The play’s director, Kate Rubin, has directed and acted in other WHOS productions. She says the inmates approached her about adapting the Albom novel, which they’d encountered in the prison library.

“A couple of them had read it. They loved it. They said: ‘Maybe we could create a play with it,’ ” said Rubin, interviewed this week at her Fisgard drama studio.

In Albom’s original novel, an old man called Eddie dies while trying to save a girl from an amusement park accident. In his afterlife, he meets five people whose lives he affected in both positive and negative ways.

In the WHOS adaptation, the central character of Eddie remains, although he is played by different actors. Meanwhile, instead of five people, Eddie encounters — in fable-like fashion —  different spirit animals: a raven, a horse, a raccoon, a buck and a hummingbird.

The experiences recounted by Eddie in Time Waits for No One are inspired by the prisoners’ real experiences — although some have been combined,

One true story is about a man who, as a child, was shunted from foster home to foster home. Some of his adoptive families were abusive. Some were motivated solely by the government paycheques. The only bright spot in the boy’s life was a guitar given to him by his uncle.

“That guitar carried him though his life and was the first gift he’d ever been given. And it has kept him sane, somewhat, in his prison time,” Rubin said.
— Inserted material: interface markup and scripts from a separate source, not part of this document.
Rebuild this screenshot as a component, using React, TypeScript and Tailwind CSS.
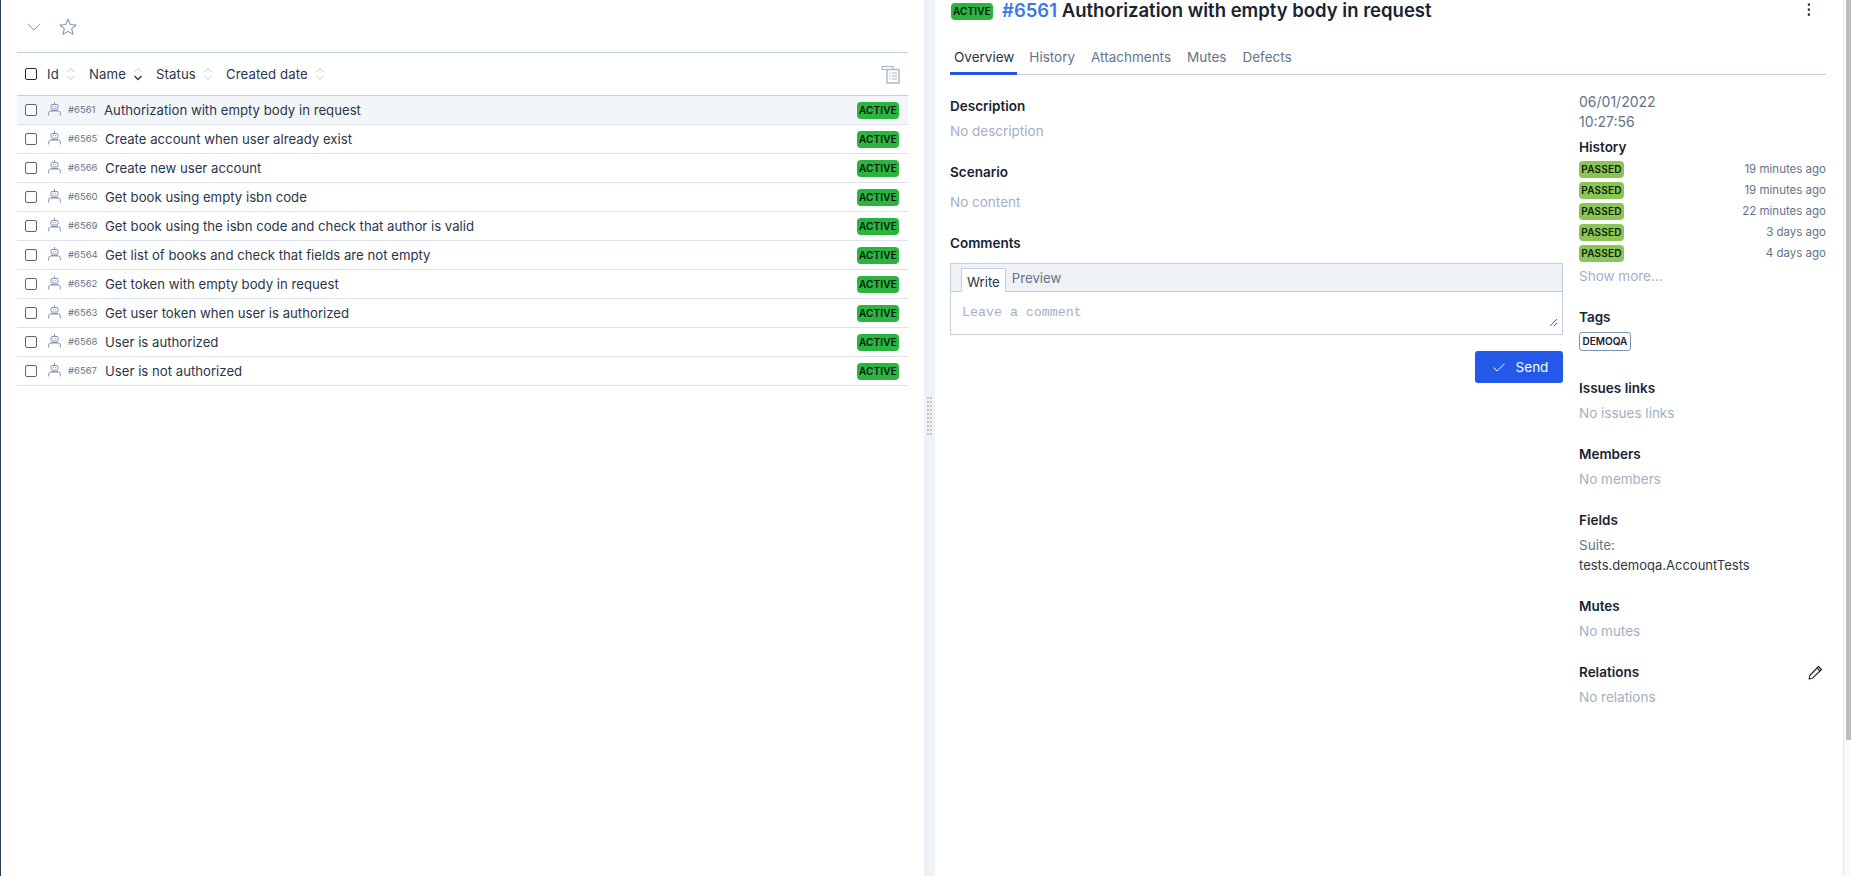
import React from "react";

const rows: [string, string][] = [
  ["#6561", "Authorization with empty body in request"],
  ["#6565", "Create account when user already exist"],
  ["#6566", "Create new user account"],
  ["#6560", "Get book using empty isbn code"],
  ["#6569", "Get book using the isbn code and check that author is valid"],
  ["#6564", "Get list of books and check that fields are not empty"],
  ["#6562", "Get token with empty body in request"],
  ["#6563", "Get user token when user is authorized"],
  ["#6568", "User is authorized"],
  ["#6567", "User is not authorized"],
];

function Sort({ active }: { active?: boolean }) {
  return (
    <svg width="10" height="14" viewBox="0 0 10 14" fill="none" className="block shrink-0">
      <path d="M1.5 5 L5 1.5 L8.5 5" stroke="#c3ccda" strokeWidth="1" />
      <path d="M1.5 9 L5 12.5 L8.5 9" stroke={active ? "#2b3648" : "#c3ccda"} strokeWidth={active ? 1.3 : 1} />
    </svg>
  );
}

function Robot() {
  return (
    <svg width="13" height="14" viewBox="0 0 13 14" fill="none" stroke="#8496b0" strokeWidth="1" className="block shrink-0">
      <path d="M6.5 0 V2" />
      <rect x="3" y="2.5" width="7" height="4.5" rx="1" />
      <path d="M4.8 4.6 h1 M7.2 4.6 h1" />
      <path d="M3 8.5 H10" />
      <path d="M0.7 13.5 V11 a2 2 0 0 1 2 -2 h7.6 a2 2 0 0 1 2 2 V13.5" />
    </svg>
  );
}

function Badge() {
  return (
    <span className="flex h-[17px] w-[42px] shrink-0 items-center justify-center rounded-[4px] bg-[#2bb440] text-[10px] font-semibold tracking-[0.2px] text-[#07170b]">
      ACTIVE
    </span>
  );
}

function Section({ title, children, className }: { title: string; children: React.ReactNode; className?: string }) {
  return (
    <div className={className}>
      <div className="h-5 text-[13.5px] leading-5 font-semibold text-[#1a2332]">{title}</div>
      {children}
    </div>
  );
}

function Muted({ children, className }: { children: React.ReactNode; className?: string }) {
  return <div className={`h-5 text-[13.5px] leading-5 text-[#a3b0c4] ${className ?? ""}`}>{children}</div>;
}

function Checkbox({ dark }: { dark?: boolean }) {
  return (
    <span className={`block h-3 w-3 shrink-0 rounded-[2px] border bg-white ${dark ? "border-[#1f2937]" : "border-[#5b6675]"}`} />
  );
}

export default function App() {
  const history = ["19 minutes ago", "19 minutes ago", "22 minutes ago", "3 days ago", "4 days ago"];
  return (
    <div className="flex h-[876px] w-[1851px] overflow-hidden bg-white text-[14px] text-[#2b3648] [font-family:Inter,'Noto_Sans',sans-serif]">
      <div className="w-px shrink-0 bg-[#2c3e5a]" />
      {/* Left list panel */}
      <div className="flex w-[923px] shrink-0 flex-col pl-4 pr-[16px]">
        <div className="flex h-[53px] shrink-0 items-center gap-[18px] border-b border-[#bfcddc] pl-[10px] pt-[1px]">
          <svg width="14" height="8" viewBox="0 0 14 8" fill="none" stroke="#8496b0" strokeWidth="1">
            <path d="M1 1 L7 7 L13 1" />
          </svg>
          <svg width="18" height="18" viewBox="0 0 18 18" fill="none" stroke="#8496b0" strokeWidth="1.1" strokeLinejoin="round">
            <path d="M9 1.2 L11.3 6.5 L17 7 L12.7 10.7 L14 16.4 L9 13.4 L4 16.4 L5.3 10.7 L1 7 L6.7 6.5 Z" />
          </svg>
        </div>
        <div className="flex h-[43px] shrink-0 items-center border-b border-[#bfcddc] pl-2 pr-[8px] text-[13.2px] tracking-[0.1px]">
          <Checkbox dark />
          <span className="ml-[10px] mt-[1px] w-[9px]">Id</span>
          <span className="ml-[10px]"><Sort /></span>
          <span className="ml-[13px] mt-[1px] w-[36px]">Name</span>
          <span className="ml-[8px]"><Sort active /></span>
          <span className="ml-[13px] mt-[1px] w-[40px]">Status</span>
          <span className="ml-[7px]"><Sort /></span>
          <span className="ml-[13px] mt-[1px] w-[80px] whitespace-nowrap">Created date</span>
          <span className="ml-[9px]"><Sort /></span>
          <svg width="19" height="19" viewBox="0 0 19 19" fill="none" stroke="#a9b6c9" className="ml-auto">
            <path d="M6 4.5 H1 V1.5 H12 V4" strokeWidth="1.2" />
            <rect x="6" y="4.5" width="12" height="13.5" strokeWidth="1.4" />
            <path d="M8.5 8 h1.2 M11 8 h5 M8.5 11 h1.2 M11 11 h5 M8.5 14 h1.2 M11 14 h5" strokeWidth="1" />
          </svg>
        </div>
        {rows.map(([id, name], i) => (
          <div
            key={id}
            className={`flex h-[29px] shrink-0 items-center border-b border-[#dde3ec] pl-2 pr-[9px] ${i === 0 ? "bg-[#f2f6f9]" : ""}`}
          >
            <Checkbox />
            <span className="ml-[11px] -mt-[3px]"><Robot /></span>
            <span className={`ml-[7px] text-[9.5px] text-[#65738a] ${i === 0 ? "w-[36px]" : "w-[37px]"}`}>{id}</span>
            <span className="mt-[1px] text-[13.2px] text-[#2b3648]">{name}</span>
            <span className="ml-auto"><Badge /></span>
          </div>
        ))}
      </div>
      {/* Gutter */}
      <div className="flex w-[11px] shrink-0 items-center justify-center bg-[#eef1f6]">
        <div className="mb-[44px] grid grid-cols-2 gap-x-[1px] gap-y-[2px]">
          {Array.from({ length: 20 }).map((_, i) => (
            <span key={i} className="block h-[2px] w-[2px] bg-[#c4c4c4]" />
          ))}
        </div>
      </div>
      {/* Right detail panel */}
      <div className="flex min-w-0 flex-1 flex-col pl-[15px] pr-[17px]">
        <div className="flex h-[23px] shrink-0 items-center">
          <span className="ml-[1px] mr-[9px]"><Badge /></span>
          <span className="mb-[2px] text-[18.5px] leading-[21px] font-semibold text-[#1a2332]">
            <span className="text-[#3b78e7]">#6561</span> Authorization with empty body in request
          </span>
          <svg width="4" height="14" viewBox="0 0 4 14" fill="#1a2332" className="ml-auto mr-[15px] -mt-[4px]">
            <rect x="0.8" y="0.5" width="2.2" height="2.2" />
            <rect x="0.8" y="5.5" width="2.2" height="2.2" />
            <rect x="0.8" y="10.5" width="2.2" height="2.2" />
          </svg>
        </div>
        <div className="mt-[24px] flex h-[28px] shrink-0 gap-4 border-b border-[#c3cfdd] text-[13.5px] text-[#65738a]">
          <div className="-mb-px -mr-[4px] border-b-[3px] border-[#2358e8] pl-1 pr-[3px] text-[#2b3648]">Overview</div>
          <div>History</div>
          <div>Attachments</div>
          <div>Mutes</div>
          <div>Defects</div>
        </div>
        <div className="flex gap-4">
          <div className="w-[613px] shrink-0 pt-[21px]">
            <Section title="Description">
              <Muted className="mt-[5px]">No description</Muted>
            </Section>
            <Section title="Scenario" className="mt-[21px]">
              <Muted className="mt-[10px]">No content</Muted>
            </Section>
            <Section title="Comments" className="mt-[21px]">
              <div className="mt-[10px] h-[72px] border border-[#c3cfdd]">
                <div className="flex h-7 items-start border-b border-[#c3cfdd] bg-[#eef1f6] pl-[10px] text-[13.2px]">
                  <div className="mt-1 h-[24px] border border-b-0 border-[#c3cfdd] bg-white px-[5px] pt-[3px] leading-5 text-[#2b3648]">Write</div>
                  <div className="ml-[6px] mt-[4px] leading-5 text-[#65738a]">Preview</div>
                </div>
                <div className="relative h-[42px] pl-[11px] pt-[11px] text-[13.3px] leading-5 text-[#a3b0c4] [font-family:'Liberation_Mono',monospace]">
                  Leave a comment
                  <svg width="7" height="7" viewBox="0 0 7 7" stroke="#333" strokeWidth="0.8" className="absolute bottom-[8px] right-[5px]">
                    <path d="M0 7 L7 0 M4 7 L7 4" />
                  </svg>
                </div>
              </div>
              <div className="mt-4 flex justify-end">
                <button className="flex h-8 w-[88px] items-center justify-center gap-[11px] rounded-[3px] bg-[#2358e8] pl-[3px] text-[13.5px] text-white">
                  <svg width="12" height="9" viewBox="0 0 12 9" fill="none" stroke="white" strokeWidth="1">
                    <path d="M0.5 4.5 L4 8 L11.5 0.8" />
                  </svg>
                  Send
                </button>
              </div>
            </Section>
          </div>
          <div className="w-[247px] shrink-0 pt-[17px]">
            <div className="text-[14px] leading-5 text-[#65738a]">06/01/2022<br />10:27:56</div>
            <Section title="History" className="mt-[5px]">
              <div className="mt-[4px] flex flex-col gap-1">
                {history.map((h, i) => (
                  <div key={i} className="flex h-[17px] items-center justify-between">
                    <span className="flex h-[17px] w-[45px] items-center justify-center rounded-[4px] bg-[#8bc557] text-[10px] font-semibold tracking-[0.2px] text-[#10200a]">PASSED</span>
                    <span className="text-[11.5px] text-[#65738a]">{h}</span>
                  </div>
                ))}
              </div>
              <Muted className="mt-[4px]">Show more...</Muted>
            </Section>
            <Section title="Tags" className="mt-[21px]">
              <span className="mt-[5px] flex h-[19px] w-[52px] items-center justify-center rounded-[3px] border border-[#7f93b2] text-[10px] font-semibold text-[#1a2332]">DEMOQA</span>
            </Section>
            <Section title="Issues links" className="mt-[27px]">
              <Muted className="mt-[5px]">No issues links</Muted>
            </Section>
            <Section title="Members" className="mt-[21px]">
              <Muted className="mt-[5px]">No members</Muted>
            </Section>
            <Section title="Fields" className="mt-[21px]">
              <div className="mt-[5px] h-5 text-[13.5px] leading-5 text-[#65738a]">Suite:</div>
              <div className="h-5 text-[13px] leading-5 text-[#2b3648]">tests.demoqa.AccountTests</div>
            </Section>
            <Section title="Mutes" className="mt-[21px]">
              <Muted className="mt-[5px]">No mutes</Muted>
            </Section>
            <div className="mt-[21px] flex h-5 items-center justify-between">
              <div className="text-[13.5px] font-semibold text-[#1a2332]">Relations</div>
              <svg width="15" height="15" viewBox="0 0 15 15" fill="none" stroke="#1a2332" strokeWidth="1.1" className="mr-[3px]">
                <path d="M1 14 L1.8 10.5 L10.5 1.5 L13.5 4.5 L4.5 13.2 Z M9 3 L12 6" strokeLinejoin="round" />
              </svg>
            </div>
            <Muted className="mt-[5px]">No relations</Muted>
          </div>
        </div>
      </div>
      {/* Scrollbar */}
      <div className="w-[8px] shrink-0 border-l border-[#e5e5e5] bg-[#fafafa] pl-[2px]">
        <div className="h-[740px] w-full bg-[#bdbdbd]" />
      </div>
    </div>
  );
}
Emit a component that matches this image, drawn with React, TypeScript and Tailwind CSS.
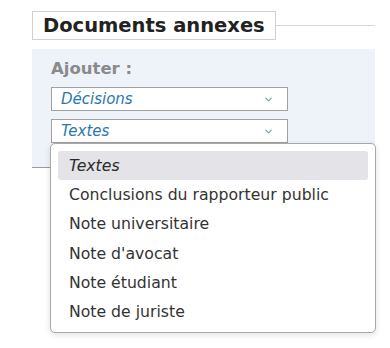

While the new play contains autobiographical elements, it deliberately doesn’t delve specifically into details of crimes. However, a good portion of Time Waits for No One reflects on what a prisoner’s daily life is like.

“I think what [the play] gets across is there is a lot of time. And there’s a lot of ups and downs, and a lot of things to be challenged by,” Rubin said.

The eight-person artistic team working with the inmates are all women. They include such notables as Ingrid Hansen of SNAFU Dance Theatre and designer Carole Klemm.

It has been plenty of work for the outside team. Over the past three weeks, Rubin commuted daily from Victoria to Metchosin. She said it’s worth it.

“It’s like you go into a place where the need is really great. When you see your work is making an impact on someone’s life, it’s very satisfying.”

A member of WHOS, contacted at the prison this week, said the bureaucratic process involved in getting permission for an inmate interview would miss the Times Colonist’s deadline. However, Rubin provided a statement from a former WHOS actor (now living in Victoria) attesting to the theatre program’s value.

In the note, the ex-inmate, identifying himself only as “K.B.,” wrote that acting and working backstage in WHOS productions gave him a new sense of confidence.

“I have been able to speak at different events without fearing what others may think. I don’t use substances to build that confidence any more ... it’s in me. There is no doubt in my mind that the WHOS program changed who I am and helped me develop the confidence I needed to have a great life,” he wrote.

Rubin said as far as she knows, the 33-year-old WHOS is the only inmate-run prison theatre company in Canada that invites the public to its shows. She added that those who have yet to experience a WHOS show should have no qualms about entering William Head’s locked gates.

“I feel safer in some ways there,” Rubin said. “Because [the inmates] have our back. They are protective and very respectful.”